• [WHAT IS REQUIRED]: Leave out the images and repeat the listing below without a single change.

• [GIVEN DATA]:
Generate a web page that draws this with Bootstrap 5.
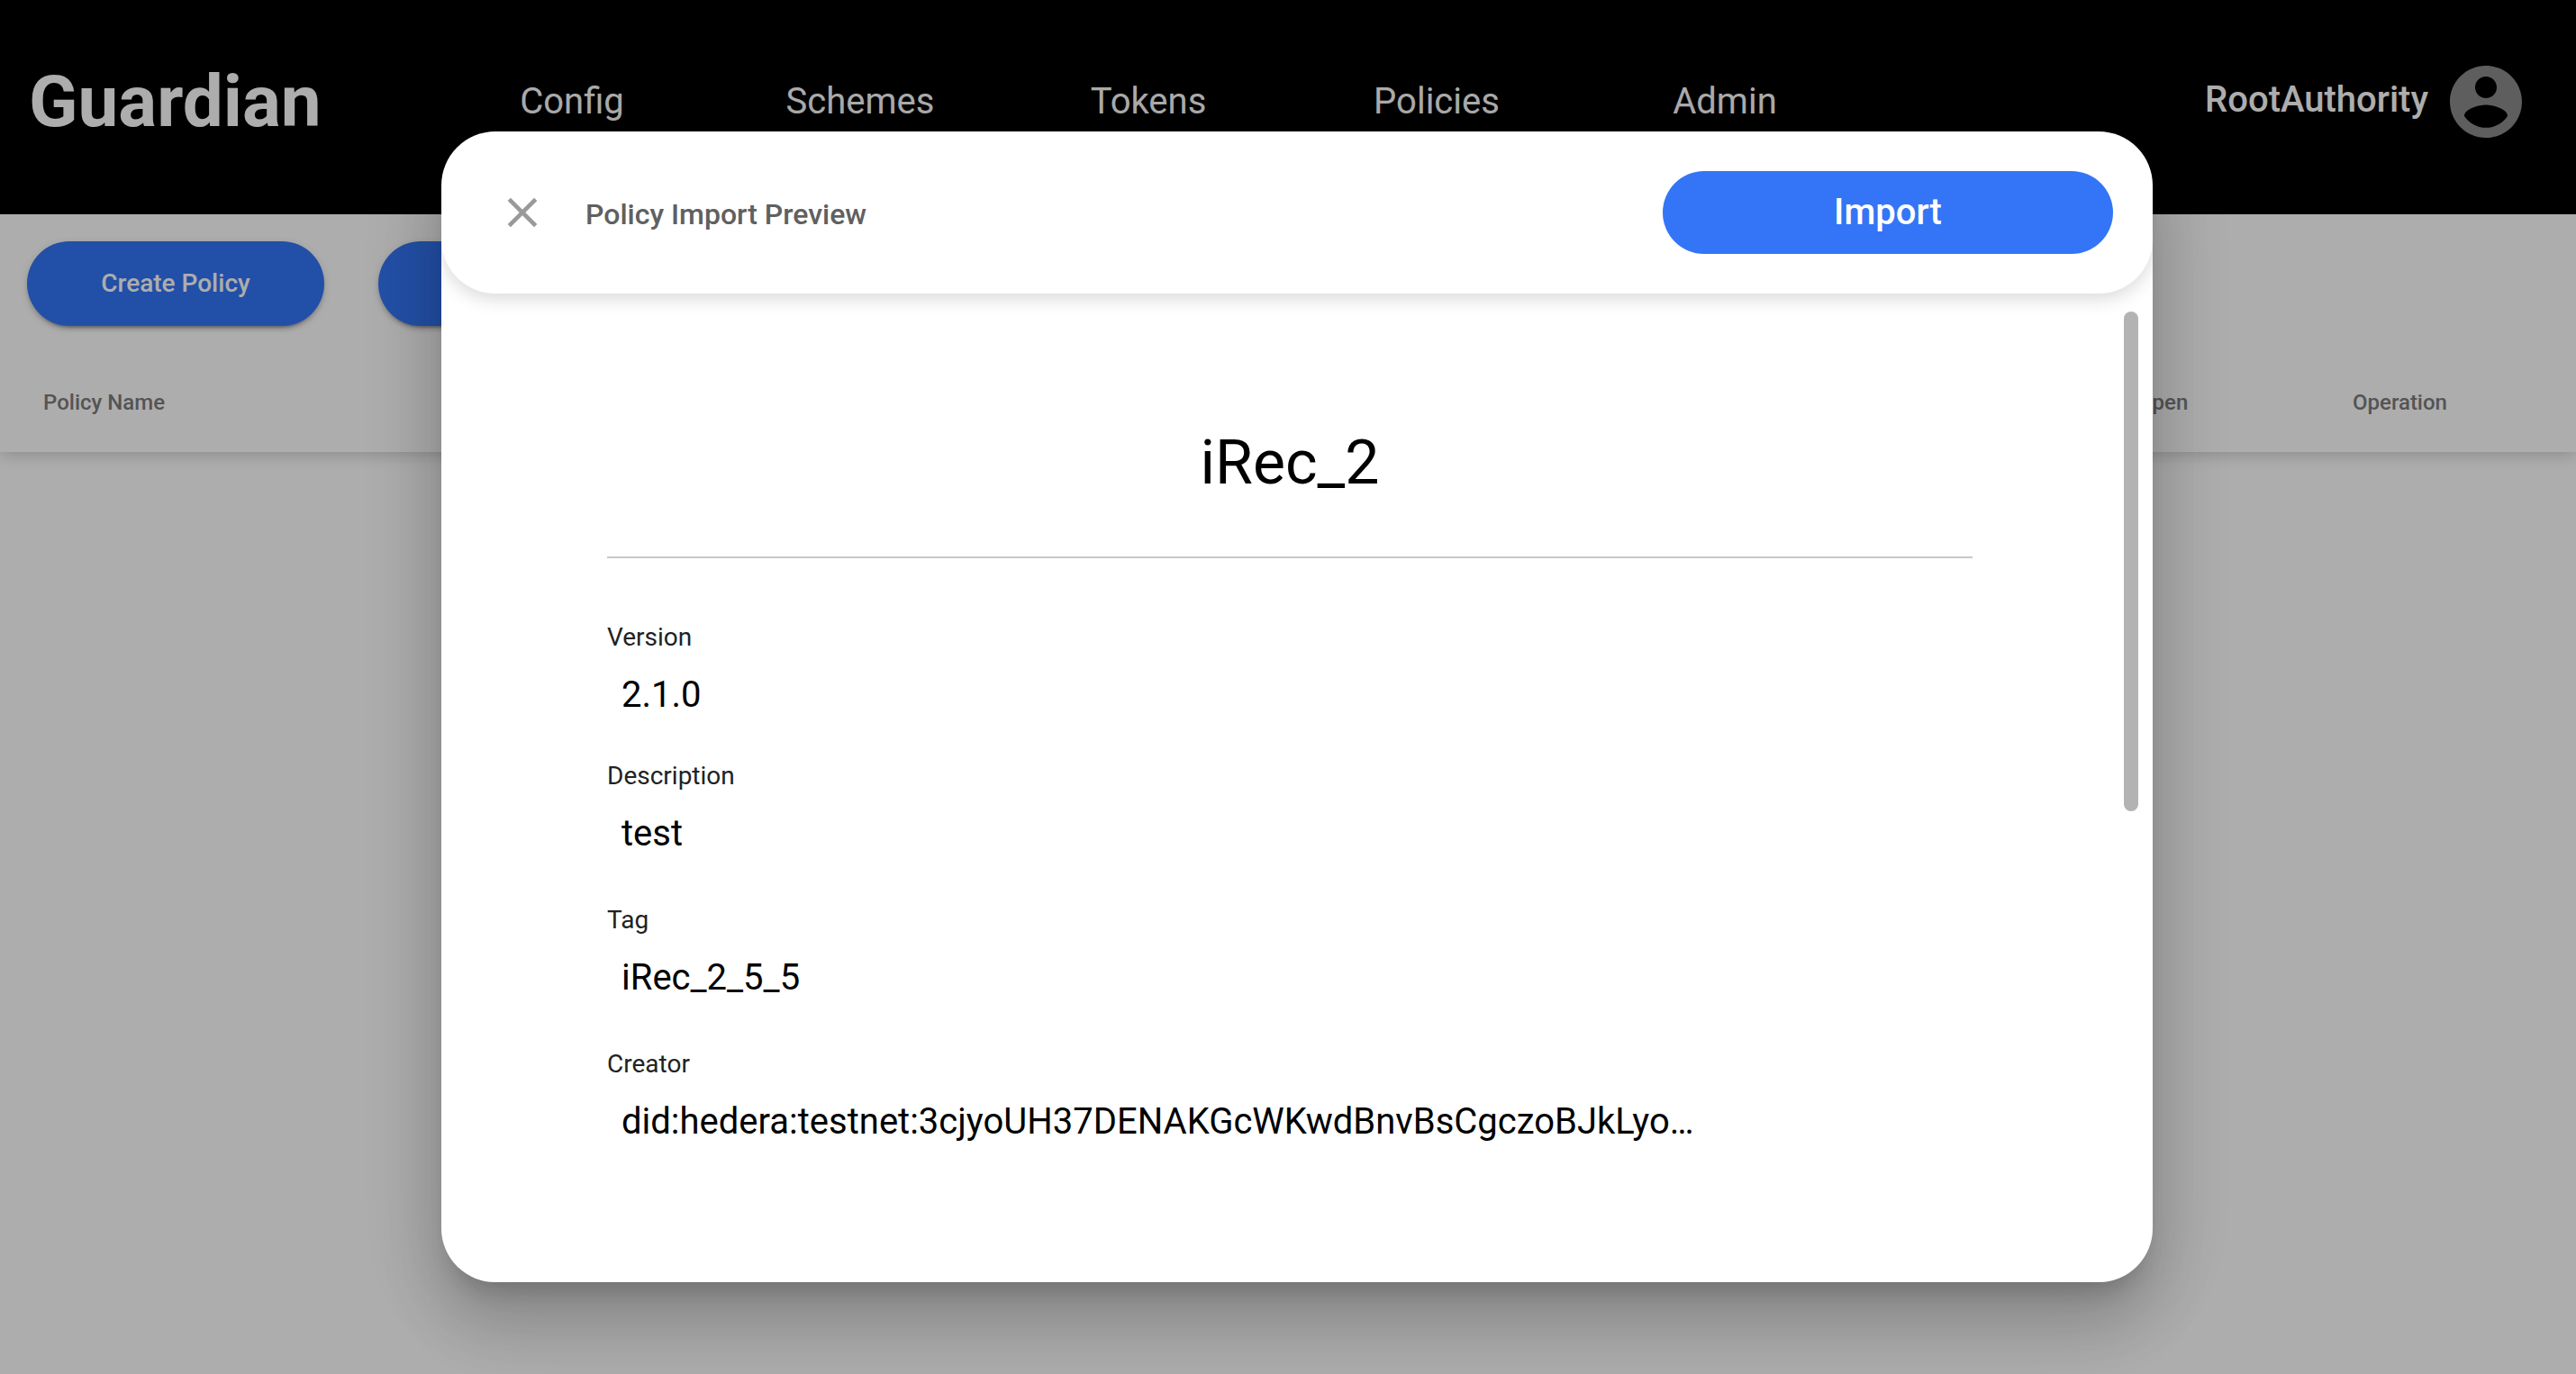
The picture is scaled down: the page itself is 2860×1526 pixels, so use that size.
<!DOCTYPE html>
<html lang="en">
<head>
<meta charset="utf-8">
<meta name="viewport" content="width=device-width, initial-scale=1">
<title>Guardian - Policies</title>
<link href="https://cdn.jsdelivr.net/npm/bootstrap@5.3.0/dist/css/bootstrap.min.css" rel="stylesheet">
<style>
  body { font-family: Roboto, "Liberation Sans", sans-serif; background: #fff; color: #000; }
  .page { height: 100vh; overflow: hidden; }
  .topbar { background: #000; height: 238px; padding: 0 52px 12px 32px; }
  .brand { font-size: 80px; line-height: 96px; font-weight: 700; color: #fff; width: 443px; }
  .brand:hover { color: #fff; }
  .tabs .nav-link { width: 320px; padding: 0; text-align: center; font-size: 40px; line-height: 48px; color: #fff; }
  .account { font-size: 40px; line-height: 48px; font-weight: 500; color: #fff; }
  .account span { padding-bottom: 4px; }
  .account svg { width: 96px; height: 96px; fill: #8b8b8b; }
  .actions { padding: 30px; gap: 60px; }
  .btn-pill { --bs-btn-color: #fff; --bs-btn-bg: #3375f6; --bs-btn-border-color: #3375f6; --bs-btn-border-width: 0; --bs-btn-padding-y: 0; font-weight: 500; border-radius: 48px; }
  .btn-action { width: 330px; height: 94px; font-size: 28px; box-shadow: 0 6px 2px -4px rgba(0,0,0,.2), 0 4px 4px rgba(0,0,0,.14), 0 2px 10px rgba(0,0,0,.12); }
  .grid-table { box-shadow: 0 4px 16px rgba(0,0,0,.18); clip-path: inset(0 0 -40px 0); height: 110px; table-layout: fixed; }
  .grid-table th { background: #fff; color: #7c7c7c; font-size: 24px; line-height: 32px; font-weight: 500; padding: 0 0 0 48px; vertical-align: middle; border: 0; }
  .grid-table .col-open { width: 239px; }
  .grid-table .col-op { width: 296px; }
  .shade { position: fixed; inset: 0; background: rgba(0,0,0,.32); padding: 146px 0 102px 20px; }
  .sheet { width: 1900px; max-width: 100%; background: #fff; border-radius: 60px; overflow: hidden; }
  .sheet-shadow { border-radius: 60px; max-width: 100%; box-shadow: 0 22px 30px -14px rgba(0,0,0,.2), 0 48px 76px 6px rgba(0,0,0,.14), 0 18px 92px 16px rgba(0,0,0,.12); }
  .sheet-head { padding: 44px 44px 44px 62px; border-radius: 60px; box-shadow: 0 6px 20px rgba(0,0,0,.15); }
  .close-x { width: 56px; height: 56px; line-height: 0; }
  .close-x svg { width: 56px; height: 56px; fill: #999; }
  .sheet-title { font-size: 32px; line-height: 40px; font-weight: 500; color: #606060; margin: 0 0 0 42px; padding-top: 4px; }
  .btn-import { width: 500px; height: 92px; font-size: 40px; }
  .sheet-body { padding: 140px 200px 0 184px; }
  .policy-name { font-size: 68px; line-height: 96px; font-weight: 400; padding-bottom: 56px; border-bottom: 2px solid #c8c8c8; margin-bottom: 70px; }
  .field dt { font-size: 28px; line-height: 36px; font-weight: 400; color: #222; }
  .field dd { font-size: 40px; line-height: 48px; padding-left: 16px; margin: 22px 0 54px; }
  .field:first-child dd { margin-bottom: 48px; }
  .thumb { position: absolute; right: 16px; top: 200px; width: 16px; height: 555px; border-radius: 8px; background: #b3b3b3; }
</style>
</head>
<body>
<div class="page">
  <header class="topbar navbar flex-nowrap">
    <a class="brand text-decoration-none flex-shrink-0" href="#">Guardian</a>
    <nav class="tabs nav flex-nowrap me-auto">
      <a class="nav-link" href="#">Config</a>
      <a class="nav-link" href="#">Schemes</a>
      <a class="nav-link" href="#">Tokens</a>
      <a class="nav-link" href="#">Policies</a>
      <a class="nav-link" href="#">Admin</a>
    </nav>
    <div class="account d-flex align-items-center gap-3">
      <span>RootAuthority</span>
      <svg viewBox="0 0 24 24" aria-hidden="true"><path d="M12 2C6.480 2 2 6.480 2 12s4.480 10 10 10 10-4.480 10-10S17.520 2 12 2zm0 3c1.660 0 3 1.340 3 3s-1.340 3-3 3-3-1.340-3-3 1.340-3 3-3zm0 14.200c-2.500 0-4.710-1.280-6-3.220.030-1.990 4-3.080 6-3.080 1.990 0 5.970 1.090 6 3.080-1.290 1.940-3.500 3.220-6 3.220z"/></svg>
    </div>
  </header>
  <main>
    <div class="actions d-flex">
      <button type="button" class="btn btn-pill btn-action">Create Policy</button>
      <button type="button" class="btn btn-pill btn-action">Import</button>
    </div>
    <table class="grid-table w-100">
      <thead>
        <tr><th scope="col">Policy Name</th><th scope="col" class="col-open">Open</th><th scope="col" class="col-op">Operation</th></tr>
      </thead>
    </table>
  </main>
</div>

<div class="shade d-flex justify-content-center">
  <div class="sheet-shadow d-flex">
    <section class="sheet position-relative" role="dialog" aria-modal="true" aria-labelledby="sheet-title">
      <header class="sheet-head d-flex align-items-center">
        <button type="button" class="close-x btn p-0 border-0" aria-label="Close">
          <svg viewBox="0 0 24 24" aria-hidden="true"><path d="M19 6.410L17.590 5 12 10.590 6.410 5 5 6.410 10.590 12 5 17.590 6.410 19 12 13.410 17.590 19 19 17.590 13.410 12z"/></svg>
        </button>
        <h2 id="sheet-title" class="sheet-title me-auto">Policy Import Preview</h2>
        <button type="button" class="btn btn-pill btn-import">Import</button>
      </header>
      <div class="sheet-body">
        <h1 class="policy-name text-center">iRec_2</h1>
        <dl class="m-0">
          <div class="field"><dt>Version</dt><dd>2.1.0</dd></div>
          <div class="field"><dt>Description</dt><dd>test</dd></div>
          <div class="field"><dt>Tag</dt><dd>iRec_2_5_5</dd></div>
          <div class="field"><dt>Creator</dt><dd>did:hedera:testnet:3cjyoUH37DENAKGcWKwdBnvBsCgczoBJkLyo…</dd></div>
        </dl>
      </div>
      <div class="thumb"></div>
    </section>
  </div>
</div>
<script src="https://cdn.jsdelivr.net/npm/bootstrap@5.3.0/dist/js/bootstrap.bundle.min.js"></script>
</body>
</html>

• [OUTPUT FOR THIS TASK]:
Generate a web page that draws this with Bootstrap 5.
The picture is scaled down: the page itself is 2860×1526 pixels, so use that size.
<!DOCTYPE html>
<html lang="en">
<head>
<meta charset="utf-8">
<meta name="viewport" content="width=device-width, initial-scale=1">
<title>Guardian - Policies</title>
<link href="https://cdn.jsdelivr.net/npm/bootstrap@5.3.0/dist/css/bootstrap.min.css" rel="stylesheet">
<style>
  body { font-family: Roboto, "Liberation Sans", sans-serif; background: #fff; color: #000; }
  .page { height: 100vh; overflow: hidden; }
  .topbar { background: #000; height: 238px; padding: 0 52px 12px 32px; }
  .brand { font-size: 80px; line-height: 96px; font-weight: 700; color: #fff; width: 443px; }
  .brand:hover { color: #fff; }
  .tabs .nav-link { width: 320px; padding: 0; text-align: center; font-size: 40px; line-height: 48px; color: #fff; }
  .account { font-size: 40px; line-height: 48px; font-weight: 500; color: #fff; }
  .account span { padding-bottom: 4px; }
  .account svg { width: 96px; height: 96px; fill: #8b8b8b; }
  .actions { padding: 30px; gap: 60px; }
  .btn-pill { --bs-btn-color: #fff; --bs-btn-bg: #3375f6; --bs-btn-border-color: #3375f6; --bs-btn-border-width: 0; --bs-btn-padding-y: 0; font-weight: 500; border-radius: 48px; }
  .btn-action { width: 330px; height: 94px; font-size: 28px; box-shadow: 0 6px 2px -4px rgba(0,0,0,.2), 0 4px 4px rgba(0,0,0,.14), 0 2px 10px rgba(0,0,0,.12); }
  .grid-table { box-shadow: 0 4px 16px rgba(0,0,0,.18); clip-path: inset(0 0 -40px 0); height: 110px; table-layout: fixed; }
  .grid-table th { background: #fff; color: #7c7c7c; font-size: 24px; line-height: 32px; font-weight: 500; padding: 0 0 0 48px; vertical-align: middle; border: 0; }
  .grid-table .col-open { width: 239px; }
  .grid-table .col-op { width: 296px; }
  .shade { position: fixed; inset: 0; background: rgba(0,0,0,.32); padding: 146px 0 102px 20px; }
  .sheet { width: 1900px; max-width: 100%; background: #fff; border-radius: 60px; overflow: hidden; }
  .sheet-shadow { border-radius: 60px; max-width: 100%; box-shadow: 0 22px 30px -14px rgba(0,0,0,.2), 0 48px 76px 6px rgba(0,0,0,.14), 0 18px 92px 16px rgba(0,0,0,.12); }
  .sheet-head { padding: 44px 44px 44px 62px; border-radius: 60px; box-shadow: 0 6px 20px rgba(0,0,0,.15); }
  .close-x { width: 56px; height: 56px; line-height: 0; }
  .close-x svg { width: 56px; height: 56px; fill: #999; }
  .sheet-title { font-size: 32px; line-height: 40px; font-weight: 500; color: #606060; margin: 0 0 0 42px; padding-top: 4px; }
  .btn-import { width: 500px; height: 92px; font-size: 40px; }
  .sheet-body { padding: 140px 200px 0 184px; }
  .policy-name { font-size: 68px; line-height: 96px; font-weight: 400; padding-bottom: 56px; border-bottom: 2px solid #c8c8c8; margin-bottom: 70px; }
  .field dt { font-size: 28px; line-height: 36px; font-weight: 400; color: #222; }
  .field dd { font-size: 40px; line-height: 48px; padding-left: 16px; margin: 22px 0 54px; }
  .field:first-child dd { margin-bottom: 48px; }
  .thumb { position: absolute; right: 16px; top: 200px; width: 16px; height: 555px; border-radius: 8px; background: #b3b3b3; }
</style>
</head>
<body>
<div class="page">
  <header class="topbar navbar flex-nowrap">
    <a class="brand text-decoration-none flex-shrink-0" href="#">Guardian</a>
    <nav class="tabs nav flex-nowrap me-auto">
      <a class="nav-link" href="#">Config</a>
      <a class="nav-link" href="#">Schemes</a>
      <a class="nav-link" href="#">Tokens</a>
      <a class="nav-link" href="#">Policies</a>
      <a class="nav-link" href="#">Admin</a>
    </nav>
    <div class="account d-flex align-items-center gap-3">
      <span>RootAuthority</span>
      <svg viewBox="0 0 24 24" aria-hidden="true"><path d="M12 2C6.480 2 2 6.480 2 12s4.480 10 10 10 10-4.480 10-10S17.520 2 12 2zm0 3c1.660 0 3 1.340 3 3s-1.340 3-3 3-3-1.340-3-3 1.340-3 3-3zm0 14.200c-2.500 0-4.710-1.280-6-3.220.030-1.990 4-3.080 6-3.080 1.990 0 5.970 1.090 6 3.080-1.290 1.940-3.500 3.220-6 3.220z"/></svg>
    </div>
  </header>
  <main>
    <div class="actions d-flex">
      <button type="button" class="btn btn-pill btn-action">Create Policy</button>
      <button type="button" class="btn btn-pill btn-action">Import</button>
    </div>
    <table class="grid-table w-100">
      <thead>
        <tr><th scope="col">Policy Name</th><th scope="col" class="col-open">Open</th><th scope="col" class="col-op">Operation</th></tr>
      </thead>
    </table>
  </main>
</div>

<div class="shade d-flex justify-content-center">
  <div class="sheet-shadow d-flex">
    <section class="sheet position-relative" role="dialog" aria-modal="true" aria-labelledby="sheet-title">
      <header class="sheet-head d-flex align-items-center">
        <button type="button" class="close-x btn p-0 border-0" aria-label="Close">
          <svg viewBox="0 0 24 24" aria-hidden="true"><path d="M19 6.410L17.590 5 12 10.590 6.410 5 5 6.410 10.590 12 5 17.590 6.410 19 12 13.410 17.590 19 19 17.590 13.410 12z"/></svg>
        </button>
        <h2 id="sheet-title" class="sheet-title me-auto">Policy Import Preview</h2>
        <button type="button" class="btn btn-pill btn-import">Import</button>
      </header>
      <div class="sheet-body">
        <h1 class="policy-name text-center">iRec_2</h1>
        <dl class="m-0">
          <div class="field"><dt>Version</dt><dd>2.1.0</dd></div>
          <div class="field"><dt>Description</dt><dd>test</dd></div>
          <div class="field"><dt>Tag</dt><dd>iRec_2_5_5</dd></div>
          <div class="field"><dt>Creator</dt><dd>did:hedera:testnet:3cjyoUH37DENAKGcWKwdBnvBsCgczoBJkLyo…</dd></div>
        </dl>
      </div>
      <div class="thumb"></div>
    </section>
  </div>
</div>
<script src="https://cdn.jsdelivr.net/npm/bootstrap@5.3.0/dist/js/bootstrap.bundle.min.js"></script>
</body>
</html>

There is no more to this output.